Discharge lamp as claimed in any one of claims 1 to 3, wherein the material in the hermetically sealed chamber comprises at least one from the group consisting of iodine, bromine, and chlorine.
Discharge lamp which has a translucent vessel which is hermetically closed and in which there is a pair of opposed electrodes, and in which the electrodes are electrically connected via hermetically sealed areas on the translucent vessel, wherein at least one of the electrodes is made of a substrate of a high melting point metal which contains an emitter, wherein an inductive material which induces the emitter from the substrate is contained in a portion of a hermetically sealed chamber within said substrate with part of the chamber not being filled with the inductive material.
Discharge lamp as claimed in claim 5, wherein the inductive material within the hermetically sealed chamber contains an element which is selected from the group consisting of calcium, magnesium, strontium, zirconium, hafnium and carbon.
Discharge lamp as claimed in any one of claims 1 to 6, wherein the wall of the chamber adjacent to the electrode tip has a distance from the electrode tip which is in the range from 0.1 to 3.0 mm.
Discharge lamp as claimed in any one of claims 1 to 7, wherein the chamber is longer in a lengthwise axial direction of the electrode than in a direction perpendicular to the lengthwise axis of the electrode.

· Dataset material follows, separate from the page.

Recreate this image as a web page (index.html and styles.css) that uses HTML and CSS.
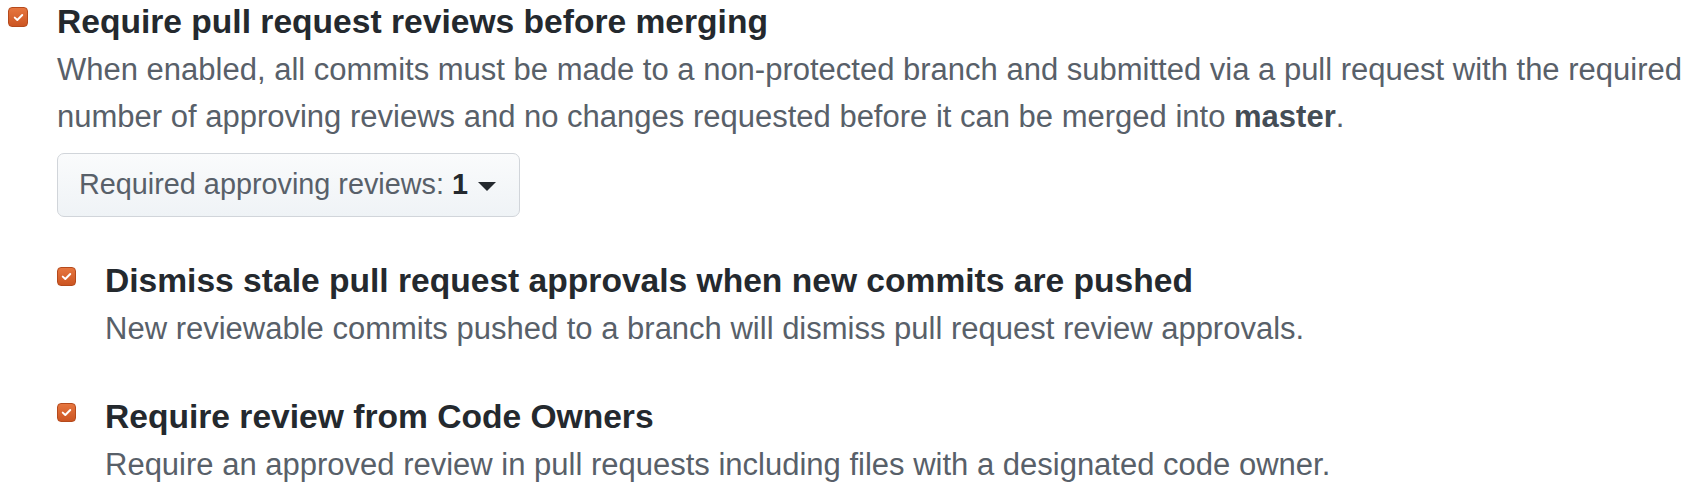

Discharge lamp as claimed in any one of claims 1 to 8, wherein the lamp is adapted to be operated in an orientation in which the electrodes are arranged essentially vertically one on top of the other.
Discharge lamp as claimed in any one of claims 1 to 9, wherein the metal substrate of the electrode, in the area of the electrode tip, has a crystal grain structure with crystal grains that have a length in a lengthwise axial direction of the electrode which is greater than their width perpendicular to the lengthwise axial direction of the electrode.
Discharge lamp as claimed in claim 10, wherein the width of the crystal grains is at most 100 microns.
Discharge lamp as claimed in any one of claims 1 to 11, wherein the metal with a high melting point is tungsten.